* [Aim] Give the listing again exactly, omitting its images.
____ Given material
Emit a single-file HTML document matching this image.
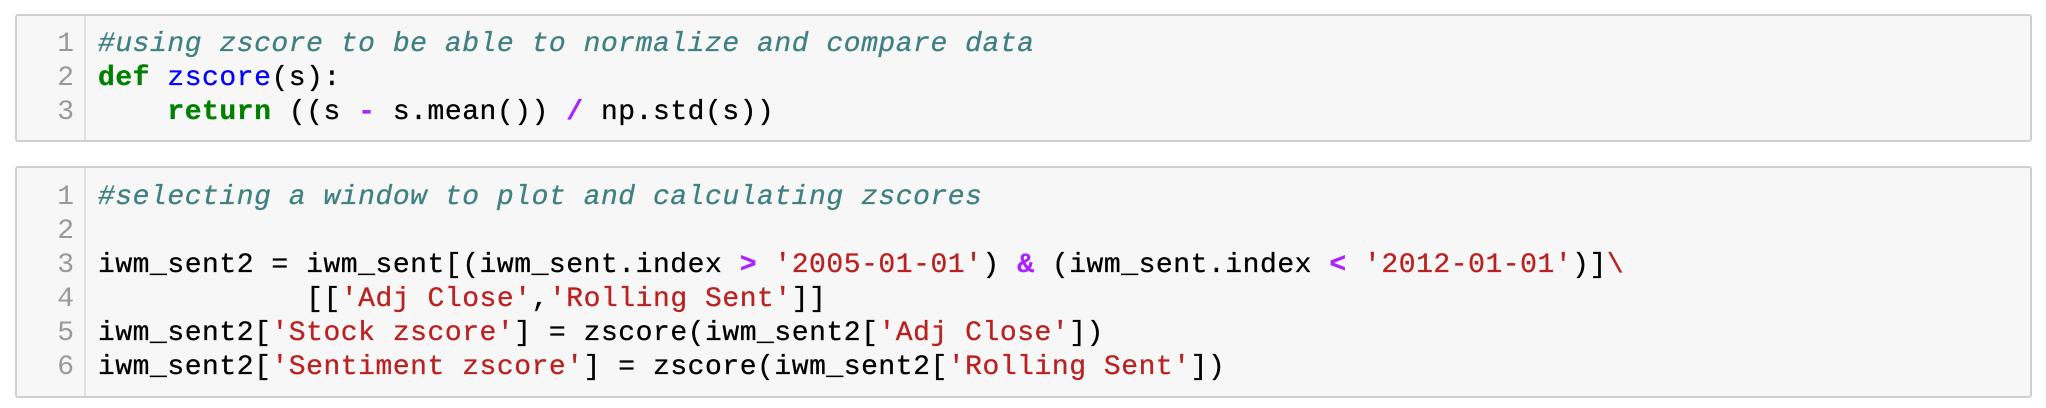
<!DOCTYPE html>
<html><head><style>
body{margin:0;background:#fff;width:2046px;height:408px;overflow:hidden}
.cell{position:absolute;left:15px;width:2017px;background:#f7f7f7;border:2px solid #cfcfcf;border-radius:3px;box-sizing:border-box}
.gut{position:absolute;left:0;top:0;bottom:0;width:67px;border-right:2px solid #e0e0e0;background:#f7f7f7}
.ln{position:absolute;right:10px;color:#999;font:28px/34px "Liberation Mono",monospace;text-align:right}
.code{position:absolute;left:81px;font:28px/34px "Liberation Mono",monospace;letter-spacing:0.54px;white-space:pre;color:#000;-webkit-text-stroke:0.3px currentColor}
.c{color:#408080;font-style:italic}.k{color:#008000;font-weight:bold}.f{color:#0000ff}.o{color:#aa22ff;font-weight:bold}.s{color:#ba2121}
</style></head><body>
<div class="cell" style="top:14px;height:128px">
<div class="gut"><div class="ln" style="top:12px">1<br>2<br>3</div></div>
<div class="code" style="top:12px"><span class="c">#using zscore to be able to normalize and compare data</span>
<span class="k">def</span> <span class="f">zscore</span>(s):
    <span class="k">return</span> ((s <span class="o">-</span> s.mean()) <span class="o">/</span> np.std(s))</div>
</div>
<div class="cell" style="top:166px;height:232px">
<div class="gut"><div class="ln" style="top:13px">1<br>2<br>3<br>4<br>5<br>6</div></div>
<div class="code" style="top:13px"><span class="c">#selecting a window to plot and calculating zscores</span>

iwm_sent2 = iwm_sent[(iwm_sent.index <span class="o">&gt;</span> <span class="s">'2005-01-01'</span>) <span class="o">&amp;</span> (iwm_sent.index <span class="o">&lt;</span> <span class="s">'2012-01-01'</span>)]<span class="s">\</span>
            [[<span class="s">'Adj Close'</span>,<span class="s">'Rolling Sent'</span>]]
iwm_sent2[<span class="s">'Stock zscore'</span>] = zscore(iwm_sent2[<span class="s">'Adj Close'</span>])
iwm_sent2[<span class="s">'Sentiment zscore'</span>] = zscore(iwm_sent2[<span class="s">'Rolling Sent'</span>])</div>
</div>
</body></html>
________
* [Solution to the exercise]
Emit a single-file HTML document matching this image.
<!DOCTYPE html>
<html><head><style>
body{margin:0;background:#fff;width:2046px;height:408px;overflow:hidden}
.cell{position:absolute;left:15px;width:2017px;background:#f7f7f7;border:2px solid #cfcfcf;border-radius:3px;box-sizing:border-box}
.gut{position:absolute;left:0;top:0;bottom:0;width:67px;border-right:2px solid #e0e0e0;background:#f7f7f7}
.ln{position:absolute;right:10px;color:#999;font:28px/34px "Liberation Mono",monospace;text-align:right}
.code{position:absolute;left:81px;font:28px/34px "Liberation Mono",monospace;letter-spacing:0.54px;white-space:pre;color:#000;-webkit-text-stroke:0.3px currentColor}
.c{color:#408080;font-style:italic}.k{color:#008000;font-weight:bold}.f{color:#0000ff}.o{color:#aa22ff;font-weight:bold}.s{color:#ba2121}
</style></head><body>
<div class="cell" style="top:14px;height:128px">
<div class="gut"><div class="ln" style="top:12px">1<br>2<br>3</div></div>
<div class="code" style="top:12px"><span class="c">#using zscore to be able to normalize and compare data</span>
<span class="k">def</span> <span class="f">zscore</span>(s):
    <span class="k">return</span> ((s <span class="o">-</span> s.mean()) <span class="o">/</span> np.std(s))</div>
</div>
<div class="cell" style="top:166px;height:232px">
<div class="gut"><div class="ln" style="top:13px">1<br>2<br>3<br>4<br>5<br>6</div></div>
<div class="code" style="top:13px"><span class="c">#selecting a window to plot and calculating zscores</span>

iwm_sent2 = iwm_sent[(iwm_sent.index <span class="o">&gt;</span> <span class="s">'2005-01-01'</span>) <span class="o">&amp;</span> (iwm_sent.index <span class="o">&lt;</span> <span class="s">'2012-01-01'</span>)]<span class="s">\</span>
            [[<span class="s">'Adj Close'</span>,<span class="s">'Rolling Sent'</span>]]
iwm_sent2[<span class="s">'Stock zscore'</span>] = zscore(iwm_sent2[<span class="s">'Adj Close'</span>])
iwm_sent2[<span class="s">'Sentiment zscore'</span>] = zscore(iwm_sent2[<span class="s">'Rolling Sent'</span>])</div>
</div>
</body></html>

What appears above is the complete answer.